* INSTRUCTIONS FOR THE TASK
Word for word, quote all of the material, omitting the pictures.

———

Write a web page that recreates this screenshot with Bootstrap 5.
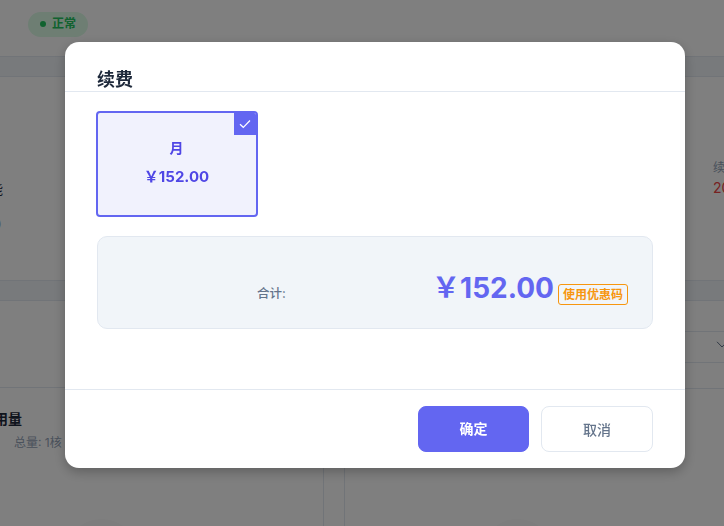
<!DOCTYPE html>
<html lang="zh-CN">
<head>
<meta charset="utf-8">
<title>续费</title>
<link href="https://cdn.jsdelivr.net/npm/bootstrap@5.3.0/dist/css/bootstrap.min.css" rel="stylesheet">
<style>
html, body { height: 526px; overflow: hidden; }
body { font-family: Inter, "Noto Sans CJK SC", sans-serif; background: #fff; color: #1e293b; }
.modal-backdrop.show { opacity: .5; background: #000; }
.bg-page { height: 526px; overflow: hidden; }
.bg-head { height: 56px; padding: 9px 28px 0; }
.state-pill { height: 25px; width: 60px; border-radius: 13px; background: #dcfce7; color: #22c55e; font-size: 12px; font-weight: 600; gap: 6px; padding-left: 12px; }
.state-dot { width: 6px; height: 6px; border-radius: 50%; background: #22c55e; }
.bg-band { height: 21px; background: #f1f5f9; border-top: 1px solid #e2e8f0; border-bottom: 1px solid #e2e8f0; }
.info-zone { height: 203px; padding-top: 81px; }
.info-left { margin-left: -23px; font-size: 13px; line-height: 18px; white-space: nowrap; width: 16px; }
.info-left-top { margin-top: 22px; }
.info-left-sub { margin: 17px 0 0 16px; color: #94a3b8; }
.info-right { margin-left: 720px; width: 60px; font-size: 12px; line-height: 20px; color: #94a3b8; white-space: nowrap; }
.info-date { color: #ef4444; font-size: 14px; }
.bg-lower { height: 228px; }
.low-left { width: 324px; flex: none; border-right: 1px solid #e2e8f0; }
.low-top { height: 87px; border-bottom: 1px solid #e2e8f0; margin-bottom: 20px; }
.low-gap { width: 21px; flex: none; border-right: 1px solid #e2e8f0; }
.low-right { flex: 1; padding-top: 30px; }
.low-title { font-size: 14px; font-weight: 600; margin-left: -20px; line-height: 22px; white-space: nowrap; }
.low-sub { font-size: 12px; color: #94a3b8; margin: 4px 0 0 14px; line-height: 18px; white-space: nowrap; }
.low-select { height: 32px; border-top: 1px solid #e2e8f0; border-bottom: 1px solid #e2e8f0; }
.low-select svg { margin: -5px -4px 0 0; }
.low-rule { height: 26px; border-bottom: 1px solid #e2e8f0; }
.gauge-disc { width: 73px; height: 73px; border-radius: 50%; background: #fafafa; }
.gauge-left { margin: 67px 0 0 65px; }
.gauge-right { margin: 130px 0 0 136px; }
.modal.show-flat { display: block; }
.renew-dialog { width: 620px; max-width: none; margin: 42px 0 0 65px; }
.renew-content { height: 426px; border: 0; border-radius: 14px; box-shadow: 0 4px 12px rgba(0, 0, 0, .25); }
.renew-header { height: 50px; padding: 0 32px; border-bottom: 1px solid #e2e8f0; align-items: flex-end; }
.renew-title { font-size: 18px; font-weight: 600; line-height: 24px; margin-bottom: -1px; color: #1e293b; }
.renew-body { padding: 19px 32px 0; }
.plan-tile { width: 162px; height: 106px; margin-left: -1px; border: 2px solid #6366f1; border-radius: 4px; background: #f1f2fd; color: #4f46e5; font-weight: 700; gap: 7px; position: relative; overflow: hidden; padding: 0 1px 3px 0; }
.plan-name { font-size: 14px; line-height: 22px; }
.plan-price { font-size: 15px; line-height: 22px; }
.plan-check { position: absolute; top: 0; right: 0; width: 22px; height: 22px; background: #6366f1; }
.total-box { height: 93px; margin-top: 19px; background: #f1f5f9; border: 1px solid #e2e8f0; border-radius: 10px; padding: 0 24px 0 0; }
.total-label { font-size: 12.5px; color: #64748b; width: 160px; margin-left: 159px; font-weight: 500; line-height: 16px; margin-top: 49px; }
.total-amount { font-size: 28px; font-weight: 700; color: #6366f1; line-height: 36px; margin-top: 33px; white-space: nowrap; }
.coupon-tag { font-size: 12px; font-weight: 700; color: #f7960f; border: 1px solid #f7960f; border-radius: 3px; height: 21px; line-height: 19px; padding: 0 4px; margin: 47px 0 0 4px; white-space: nowrap; }
.renew-footer { height: 79px; padding: 16px 32px 0; border-top: 1px solid #e2e8f0; gap: 12px; flex-shrink: 0; }
.btn-ok, .btn-no { width: 112px; height: 46px; font-size: 14px; border-radius: 8px; padding: 0; }
.btn-ok { background: #6366f1; border-color: #6366f1; color: #fff; font-weight: 600; width: 111px; padding-bottom: 2px; }
.btn-no { background: #fff; border-color: #e2e8f0; color: #64748b; font-weight: 500; }
.renew-spacer { flex: 1; }
</style>
</head>
<body>
<div class="bg-page">
  <div class="bg-head">
    <span class="state-pill d-inline-flex align-items-center"><span class="state-dot"></span>正常</span>
  </div>
  <div class="bg-band"></div>
  <div class="info-zone d-flex">
    <div class="info-left"><div class="info-left-top">性能</div><div class="info-left-sub">0</div></div>
    <div class="info-right">续费时间<br><span class="info-date">2024</span></div>
  </div>
  <div class="bg-band"></div>
  <div class="bg-lower d-flex">
    <div class="low-left">
      <div class="low-top"></div>
      <div class="low-title">使用量</div>
      <div class="low-sub">总量: 1核</div>
      <div class="gauge-disc gauge-left"></div>
    </div>
    <div class="low-gap"></div>
    <div class="low-right">
      <div class="low-select d-flex align-items-center justify-content-end">
        <svg width="12" height="7" viewBox="0 0 12 7" fill="none" stroke="#64748b"><path d="M1 .8 6 6 11 .8"/></svg>
      </div>
      <div class="low-rule"></div>
      <div class="gauge-disc gauge-right"></div>
    </div>
  </div>
</div>

<div class="modal-backdrop show"></div>
<div class="modal show-flat" role="dialog" aria-modal="true">
  <div class="modal-dialog renew-dialog">
    <div class="modal-content renew-content d-flex flex-column">
      <div class="modal-header renew-header">
        <h5 class="modal-title renew-title">续费</h5>
      </div>
      <div class="modal-body renew-body">
        <div class="plan-tile d-flex flex-column align-items-center justify-content-center">
          <span class="plan-check d-flex align-items-center justify-content-center">
            <svg width="12" height="10" viewBox="0 0 12 10" fill="none" stroke="#fff" stroke-width="1.2"><path d="M1 5.2 4.3 8.3 11 1.5"/></svg>
          </span>
          <div class="plan-name">月</div>
          <div class="plan-price">￥152.00</div>
        </div>
        <div class="total-box d-flex justify-content-between">
          <span class="total-label">合计:</span>
          <span class="renew-spacer"></span>
          <span class="total-amount">￥152.00</span>
          <span class="coupon-tag">使用优惠码</span>
        </div>
      </div>
      <div class="modal-footer renew-footer align-items-start justify-content-end">
        <button type="button" class="btn btn-ok m-0">确定</button>
        <button type="button" class="btn btn-no m-0">取消</button>
      </div>
    </div>
  </div>
</div>
<script src="https://cdn.jsdelivr.net/npm/bootstrap@5.3.0/dist/js/bootstrap.bundle.min.js"></script>
</body>
</html>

———

* TASK OUTPUT
Write a web page that recreates this screenshot with Bootstrap 5.
<!DOCTYPE html>
<html lang="zh-CN">
<head>
<meta charset="utf-8">
<title>续费</title>
<link href="https://cdn.jsdelivr.net/npm/bootstrap@5.3.0/dist/css/bootstrap.min.css" rel="stylesheet">
<style>
html, body { height: 526px; overflow: hidden; }
body { font-family: Inter, "Noto Sans CJK SC", sans-serif; background: #fff; color: #1e293b; }
.modal-backdrop.show { opacity: .5; background: #000; }
.bg-page { height: 526px; overflow: hidden; }
.bg-head { height: 56px; padding: 9px 28px 0; }
.state-pill { height: 25px; width: 60px; border-radius: 13px; background: #dcfce7; color: #22c55e; font-size: 12px; font-weight: 600; gap: 6px; padding-left: 12px; }
.state-dot { width: 6px; height: 6px; border-radius: 50%; background: #22c55e; }
.bg-band { height: 21px; background: #f1f5f9; border-top: 1px solid #e2e8f0; border-bottom: 1px solid #e2e8f0; }
.info-zone { height: 203px; padding-top: 81px; }
.info-left { margin-left: -23px; font-size: 13px; line-height: 18px; white-space: nowrap; width: 16px; }
.info-left-top { margin-top: 22px; }
.info-left-sub { margin: 17px 0 0 16px; color: #94a3b8; }
.info-right { margin-left: 720px; width: 60px; font-size: 12px; line-height: 20px; color: #94a3b8; white-space: nowrap; }
.info-date { color: #ef4444; font-size: 14px; }
.bg-lower { height: 228px; }
.low-left { width: 324px; flex: none; border-right: 1px solid #e2e8f0; }
.low-top { height: 87px; border-bottom: 1px solid #e2e8f0; margin-bottom: 20px; }
.low-gap { width: 21px; flex: none; border-right: 1px solid #e2e8f0; }
.low-right { flex: 1; padding-top: 30px; }
.low-title { font-size: 14px; font-weight: 600; margin-left: -20px; line-height: 22px; white-space: nowrap; }
.low-sub { font-size: 12px; color: #94a3b8; margin: 4px 0 0 14px; line-height: 18px; white-space: nowrap; }
.low-select { height: 32px; border-top: 1px solid #e2e8f0; border-bottom: 1px solid #e2e8f0; }
.low-select svg { margin: -5px -4px 0 0; }
.low-rule { height: 26px; border-bottom: 1px solid #e2e8f0; }
.gauge-disc { width: 73px; height: 73px; border-radius: 50%; background: #fafafa; }
.gauge-left { margin: 67px 0 0 65px; }
.gauge-right { margin: 130px 0 0 136px; }
.modal.show-flat { display: block; }
.renew-dialog { width: 620px; max-width: none; margin: 42px 0 0 65px; }
.renew-content { height: 426px; border: 0; border-radius: 14px; box-shadow: 0 4px 12px rgba(0, 0, 0, .25); }
.renew-header { height: 50px; padding: 0 32px; border-bottom: 1px solid #e2e8f0; align-items: flex-end; }
.renew-title { font-size: 18px; font-weight: 600; line-height: 24px; margin-bottom: -1px; color: #1e293b; }
.renew-body { padding: 19px 32px 0; }
.plan-tile { width: 162px; height: 106px; margin-left: -1px; border: 2px solid #6366f1; border-radius: 4px; background: #f1f2fd; color: #4f46e5; font-weight: 700; gap: 7px; position: relative; overflow: hidden; padding: 0 1px 3px 0; }
.plan-name { font-size: 14px; line-height: 22px; }
.plan-price { font-size: 15px; line-height: 22px; }
.plan-check { position: absolute; top: 0; right: 0; width: 22px; height: 22px; background: #6366f1; }
.total-box { height: 93px; margin-top: 19px; background: #f1f5f9; border: 1px solid #e2e8f0; border-radius: 10px; padding: 0 24px 0 0; }
.total-label { font-size: 12.5px; color: #64748b; width: 160px; margin-left: 159px; font-weight: 500; line-height: 16px; margin-top: 49px; }
.total-amount { font-size: 28px; font-weight: 700; color: #6366f1; line-height: 36px; margin-top: 33px; white-space: nowrap; }
.coupon-tag { font-size: 12px; font-weight: 700; color: #f7960f; border: 1px solid #f7960f; border-radius: 3px; height: 21px; line-height: 19px; padding: 0 4px; margin: 47px 0 0 4px; white-space: nowrap; }
.renew-footer { height: 79px; padding: 16px 32px 0; border-top: 1px solid #e2e8f0; gap: 12px; flex-shrink: 0; }
.btn-ok, .btn-no { width: 112px; height: 46px; font-size: 14px; border-radius: 8px; padding: 0; }
.btn-ok { background: #6366f1; border-color: #6366f1; color: #fff; font-weight: 600; width: 111px; padding-bottom: 2px; }
.btn-no { background: #fff; border-color: #e2e8f0; color: #64748b; font-weight: 500; }
.renew-spacer { flex: 1; }
</style>
</head>
<body>
<div class="bg-page">
  <div class="bg-head">
    <span class="state-pill d-inline-flex align-items-center"><span class="state-dot"></span>正常</span>
  </div>
  <div class="bg-band"></div>
  <div class="info-zone d-flex">
    <div class="info-left"><div class="info-left-top">性能</div><div class="info-left-sub">0</div></div>
    <div class="info-right">续费时间<br><span class="info-date">2024</span></div>
  </div>
  <div class="bg-band"></div>
  <div class="bg-lower d-flex">
    <div class="low-left">
      <div class="low-top"></div>
      <div class="low-title">使用量</div>
      <div class="low-sub">总量: 1核</div>
      <div class="gauge-disc gauge-left"></div>
    </div>
    <div class="low-gap"></div>
    <div class="low-right">
      <div class="low-select d-flex align-items-center justify-content-end">
        <svg width="12" height="7" viewBox="0 0 12 7" fill="none" stroke="#64748b"><path d="M1 .8 6 6 11 .8"/></svg>
      </div>
      <div class="low-rule"></div>
      <div class="gauge-disc gauge-right"></div>
    </div>
  </div>
</div>

<div class="modal-backdrop show"></div>
<div class="modal show-flat" role="dialog" aria-modal="true">
  <div class="modal-dialog renew-dialog">
    <div class="modal-content renew-content d-flex flex-column">
      <div class="modal-header renew-header">
        <h5 class="modal-title renew-title">续费</h5>
      </div>
      <div class="modal-body renew-body">
        <div class="plan-tile d-flex flex-column align-items-center justify-content-center">
          <span class="plan-check d-flex align-items-center justify-content-center">
            <svg width="12" height="10" viewBox="0 0 12 10" fill="none" stroke="#fff" stroke-width="1.2"><path d="M1 5.2 4.3 8.3 11 1.5"/></svg>
          </span>
          <div class="plan-name">月</div>
          <div class="plan-price">￥152.00</div>
        </div>
        <div class="total-box d-flex justify-content-between">
          <span class="total-label">合计:</span>
          <span class="renew-spacer"></span>
          <span class="total-amount">￥152.00</span>
          <span class="coupon-tag">使用优惠码</span>
        </div>
      </div>
      <div class="modal-footer renew-footer align-items-start justify-content-end">
        <button type="button" class="btn btn-ok m-0">确定</button>
        <button type="button" class="btn btn-no m-0">取消</button>
      </div>
    </div>
  </div>
</div>
<script src="https://cdn.jsdelivr.net/npm/bootstrap@5.3.0/dist/js/bootstrap.bundle.min.js"></script>
</body>
</html>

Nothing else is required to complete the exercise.